Nothing after the line with "border-t-[#a0a0a0] border-l-[#a0a0a0] border-r-[#e3e3e3]" belongs in the copy; extract the lines below from the top through that line, pictures left out.

**Data block**
**********

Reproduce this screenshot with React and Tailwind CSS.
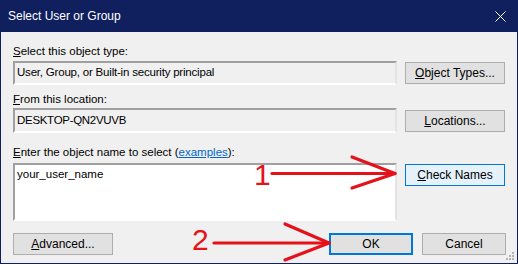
import React from "react";

const font = { fontFamily: '"Liberation Sans", Arial, sans-serif' };

// classic windows sunken edit box
const editBox =
  "border-2 border-t-[#a0a0a0] border-l-[#a0a0a0] border-r-[#e3e3e3] border-b-[#ffffff] box-border";

function Btn({ children, className = "" }) {
  return (
    <div
      className={
        "flex items-center justify-center text-[12px] text-black box-border " +
        className
      }
    >
      {children}
    </div>
  );
}

function Annotations() {
  // red arrows drawn over the dialog
  return (
    <>
      <svg
        className="absolute left-0 top-0 pointer-events-none"
        width="518"
        height="264"
        viewBox="0 0 518 264"
      >
        <g stroke="#e5121b" strokeWidth="3.2" strokeLinecap="round" fill="none">
          <line x1="271" y1="173.5" x2="393" y2="173.5" />
          <line x1="351" y1="157" x2="394" y2="173.5" />
          <line x1="351" y1="188" x2="394" y2="173.5" />
          <line x1="213" y1="243" x2="327" y2="243" />
          <line x1="284" y1="224" x2="328" y2="243" />
          <line x1="284" y1="260" x2="328" y2="243" />
        </g>
      </svg>
      <span className="absolute left-[253px] top-[160px] text-[30px] leading-[30px] text-[#e5121b]">
        1
      </span>
      <span className="absolute left-[191px] top-[225px] text-[30px] leading-[30px] text-[#e5121b]">
        2
      </span>
    </>
  );
}

export default function App() {
  return (
    <div
      style={font}
      className="relative w-[518px] h-[264px] bg-[#f0f0f0] border-x border-b border-[#10205e] flex flex-col overflow-hidden"
    >
      {/* title bar */}
      <div className="h-[32px] bg-[#10205e] flex items-center justify-between pl-[7px] pr-[11px] shrink-0">
        <span className="text-white text-[12px]">Select User or Group</span>
        <svg width="11" height="11" viewBox="0 0 11 11">
          <path d="M0.5 0.5 L10.5 10.5 M10.5 0.5 L0.5 10.5" stroke="#ffffff" strokeWidth="1" />
        </svg>
      </div>

      <div className="flex flex-col px-[12px] text-[11.5px] text-black">
        {/* object type */}
        <div className="mt-[12px] leading-[15px]">
          <span className="underline">S</span>elect this object type:
        </div>
        <div className="mt-[2px] flex items-center gap-[8px]">
          <div className={"flex-1 h-[24px] flex items-center pl-[2px] tracking-[-0.2px] " + editBox}>
            User, Group, or Built-in security principal
          </div>
          <Btn className="w-[100px] h-[22px] bg-[#e1e1e1] border border-[#adadad]">
            <span>
              <span className="underline">O</span>bject Types...
            </span>
          </Btn>
        </div>

        {/* location */}
        <div className="mt-[7px] leading-[15px]">
          <span className="underline">F</span>rom this location:
        </div>
        <div className="mt-[1px] flex items-center gap-[8px]">
          <div className={"flex-1 h-[25px] flex items-center pl-[2px] tracking-[-0.3px] " + editBox}>
            DESKTOP-QN2VUVB
          </div>
          <Btn className="w-[100px] h-[22px] bg-[#e1e1e1] border border-[#adadad]">
            <span>
              <span className="underline">L</span>ocations...
            </span>
          </Btn>
        </div>

        {/* object name */}
        <div className="mt-[12px] leading-[15px]">
          <span className="underline">E</span>nter the object name to select (
          <span className="text-[#0066cc] underline">examples</span>):
        </div>
        <div className="mt-[3px] flex items-start gap-[8px]">
          <div className={"flex-1 h-[58px] bg-white pl-[2px] pt-[2px] leading-[15px] " + editBox}>
            your_user_name
          </div>
          <Btn className="w-[100px] h-[22px] mt-[1px] bg-[#e5f1fb] border border-[#0078d7]">
            <span>
              <span className="underline">C</span>heck Names
            </span>
          </Btn>
        </div>

        {/* bottom buttons */}
        <div className="mt-[12px] flex items-center">
          <Btn className="w-[100px] h-[22px] bg-[#e1e1e1] border border-[#adadad]">
            <span>
              <span className="underline">A</span>dvanced...
            </span>
          </Btn>
          <div className="flex-1" />
          <Btn className="w-[84px] h-[22px] bg-[#e1e1e1] border-2 border-[#0078d7]">OK</Btn>
          <Btn className="w-[84px] h-[22px] ml-[9px] mr-[-1px] bg-[#e1e1e1] border border-[#adadad]">
            Cancel
          </Btn>
        </div>
      </div>

      {/* resize grip */}
      <svg className="absolute right-[2px] bottom-[2px]" width="9" height="9" viewBox="0 0 9 9">
        <g fill="#b4b4b4">
          <rect x="6" y="0" width="2" height="2" />
          <rect x="3" y="3" width="2" height="2" />
          <rect x="6" y="3" width="2" height="2" />
          <rect x="0" y="6" width="2" height="2" />
          <rect x="3" y="6" width="2" height="2" />
          <rect x="6" y="6" width="2" height="2" />
        </g>
      </svg>

      <Annotations />
    </div>
  );
}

**********

**Exercise response**
Reproduce this screenshot with React and Tailwind CSS.
import React from "react";

const font = { fontFamily: '"Liberation Sans", Arial, sans-serif' };

// classic windows sunken edit box
const editBox =
  "border-2 border-t-[#a0a0a0] border-l-[#a0a0a0] border-r-[#e3e3e3] border-b-[#ffffff] box-border";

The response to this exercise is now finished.